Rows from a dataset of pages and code
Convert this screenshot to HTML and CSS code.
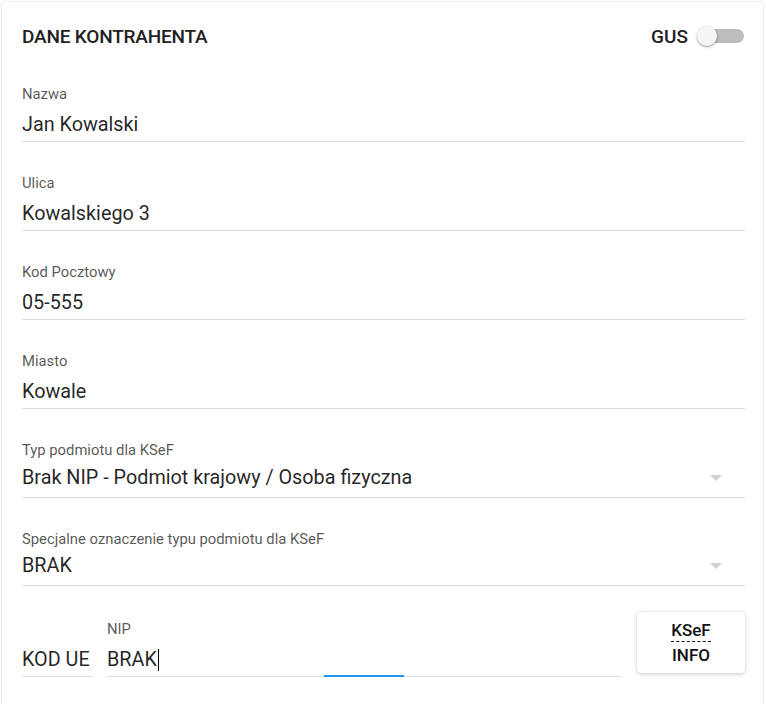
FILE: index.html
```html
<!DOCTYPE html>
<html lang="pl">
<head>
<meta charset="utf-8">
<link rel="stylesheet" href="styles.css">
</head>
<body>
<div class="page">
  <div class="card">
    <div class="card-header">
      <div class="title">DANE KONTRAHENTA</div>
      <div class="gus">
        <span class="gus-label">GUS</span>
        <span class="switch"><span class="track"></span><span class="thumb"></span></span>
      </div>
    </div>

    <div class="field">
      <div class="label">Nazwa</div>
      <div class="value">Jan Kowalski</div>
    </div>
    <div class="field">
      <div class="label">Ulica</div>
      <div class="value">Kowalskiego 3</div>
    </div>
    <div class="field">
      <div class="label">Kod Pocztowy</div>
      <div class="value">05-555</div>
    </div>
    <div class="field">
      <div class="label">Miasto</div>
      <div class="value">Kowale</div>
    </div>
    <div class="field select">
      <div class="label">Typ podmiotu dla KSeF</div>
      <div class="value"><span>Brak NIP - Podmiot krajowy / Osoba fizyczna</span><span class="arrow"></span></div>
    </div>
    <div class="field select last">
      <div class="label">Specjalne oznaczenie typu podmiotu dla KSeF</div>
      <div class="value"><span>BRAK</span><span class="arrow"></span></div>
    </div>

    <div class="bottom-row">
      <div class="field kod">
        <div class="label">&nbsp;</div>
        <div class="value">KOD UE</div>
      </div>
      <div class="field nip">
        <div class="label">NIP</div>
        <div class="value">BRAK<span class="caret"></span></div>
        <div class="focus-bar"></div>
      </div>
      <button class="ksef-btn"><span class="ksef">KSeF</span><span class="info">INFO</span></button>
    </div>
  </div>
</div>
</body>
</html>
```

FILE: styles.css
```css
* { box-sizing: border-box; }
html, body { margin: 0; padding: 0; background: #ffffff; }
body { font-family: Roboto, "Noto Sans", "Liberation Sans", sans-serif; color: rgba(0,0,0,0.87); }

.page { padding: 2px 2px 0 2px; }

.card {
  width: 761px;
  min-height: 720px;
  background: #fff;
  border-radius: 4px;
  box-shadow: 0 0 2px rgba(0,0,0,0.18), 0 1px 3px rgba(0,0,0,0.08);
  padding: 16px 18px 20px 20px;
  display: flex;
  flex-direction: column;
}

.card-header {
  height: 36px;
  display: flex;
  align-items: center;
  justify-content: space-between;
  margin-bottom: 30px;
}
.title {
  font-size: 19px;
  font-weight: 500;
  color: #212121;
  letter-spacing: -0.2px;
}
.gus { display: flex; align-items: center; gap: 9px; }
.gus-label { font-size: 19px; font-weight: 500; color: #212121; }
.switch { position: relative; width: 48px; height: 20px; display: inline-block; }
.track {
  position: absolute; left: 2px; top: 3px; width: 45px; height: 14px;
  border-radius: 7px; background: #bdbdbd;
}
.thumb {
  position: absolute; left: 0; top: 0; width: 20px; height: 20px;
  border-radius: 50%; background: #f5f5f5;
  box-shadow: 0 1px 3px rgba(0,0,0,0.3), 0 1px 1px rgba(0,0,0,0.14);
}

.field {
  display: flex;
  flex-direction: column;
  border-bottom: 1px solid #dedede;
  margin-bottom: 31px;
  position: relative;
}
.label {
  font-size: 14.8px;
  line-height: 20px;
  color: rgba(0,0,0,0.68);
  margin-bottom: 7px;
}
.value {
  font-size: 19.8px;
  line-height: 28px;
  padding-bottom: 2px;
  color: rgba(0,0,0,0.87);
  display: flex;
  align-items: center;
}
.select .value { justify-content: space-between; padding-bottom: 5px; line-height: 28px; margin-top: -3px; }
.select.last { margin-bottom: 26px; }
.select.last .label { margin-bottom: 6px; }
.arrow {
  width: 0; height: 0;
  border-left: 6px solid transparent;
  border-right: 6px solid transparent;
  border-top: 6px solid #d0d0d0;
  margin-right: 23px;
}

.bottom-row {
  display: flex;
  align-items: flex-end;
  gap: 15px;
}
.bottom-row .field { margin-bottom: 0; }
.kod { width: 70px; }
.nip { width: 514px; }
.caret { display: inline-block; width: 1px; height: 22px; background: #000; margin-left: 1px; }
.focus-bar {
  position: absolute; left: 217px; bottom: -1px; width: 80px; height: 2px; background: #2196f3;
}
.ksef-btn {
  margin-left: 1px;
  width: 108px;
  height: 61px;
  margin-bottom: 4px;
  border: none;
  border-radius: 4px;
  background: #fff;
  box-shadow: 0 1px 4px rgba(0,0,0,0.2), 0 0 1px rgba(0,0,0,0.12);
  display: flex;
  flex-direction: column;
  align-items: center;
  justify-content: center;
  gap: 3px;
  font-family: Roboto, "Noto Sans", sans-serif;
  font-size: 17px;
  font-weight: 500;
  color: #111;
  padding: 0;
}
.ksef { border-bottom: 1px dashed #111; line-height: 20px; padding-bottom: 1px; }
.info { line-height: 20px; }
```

--

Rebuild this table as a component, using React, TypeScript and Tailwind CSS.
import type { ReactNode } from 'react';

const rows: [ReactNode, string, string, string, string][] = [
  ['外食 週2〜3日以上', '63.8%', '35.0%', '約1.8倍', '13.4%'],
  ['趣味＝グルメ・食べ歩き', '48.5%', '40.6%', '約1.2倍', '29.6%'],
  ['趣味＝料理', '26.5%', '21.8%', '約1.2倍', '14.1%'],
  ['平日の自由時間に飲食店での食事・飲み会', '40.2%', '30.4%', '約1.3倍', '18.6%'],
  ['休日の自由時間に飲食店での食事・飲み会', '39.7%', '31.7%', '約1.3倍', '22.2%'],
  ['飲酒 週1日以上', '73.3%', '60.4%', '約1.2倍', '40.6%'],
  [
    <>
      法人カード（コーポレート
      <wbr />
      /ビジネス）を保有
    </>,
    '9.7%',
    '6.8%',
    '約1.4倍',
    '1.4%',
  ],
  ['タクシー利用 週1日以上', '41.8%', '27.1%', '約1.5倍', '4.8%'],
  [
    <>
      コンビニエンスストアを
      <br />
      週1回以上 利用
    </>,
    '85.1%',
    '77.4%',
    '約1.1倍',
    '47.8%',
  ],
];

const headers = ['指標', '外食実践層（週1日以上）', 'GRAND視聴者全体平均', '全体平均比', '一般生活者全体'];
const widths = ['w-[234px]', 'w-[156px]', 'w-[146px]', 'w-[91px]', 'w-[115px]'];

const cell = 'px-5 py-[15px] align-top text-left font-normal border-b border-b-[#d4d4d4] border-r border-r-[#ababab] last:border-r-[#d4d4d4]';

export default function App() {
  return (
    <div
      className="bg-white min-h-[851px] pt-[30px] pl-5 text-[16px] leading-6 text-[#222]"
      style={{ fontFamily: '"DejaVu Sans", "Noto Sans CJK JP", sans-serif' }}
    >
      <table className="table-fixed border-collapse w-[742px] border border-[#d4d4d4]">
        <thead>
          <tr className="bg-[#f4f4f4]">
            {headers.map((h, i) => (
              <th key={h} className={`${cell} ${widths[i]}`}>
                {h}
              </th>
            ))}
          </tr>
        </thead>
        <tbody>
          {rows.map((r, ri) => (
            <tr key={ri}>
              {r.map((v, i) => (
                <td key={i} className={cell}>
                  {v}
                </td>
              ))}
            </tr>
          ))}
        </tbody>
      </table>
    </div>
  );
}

What is needed |
Each line in the entries above that includes the string "this" should be extracted.

Complete answer |
Convert this screenshot to HTML and CSS code.
Rebuild this table as a component, using React, TypeScript and Tailwind CSS.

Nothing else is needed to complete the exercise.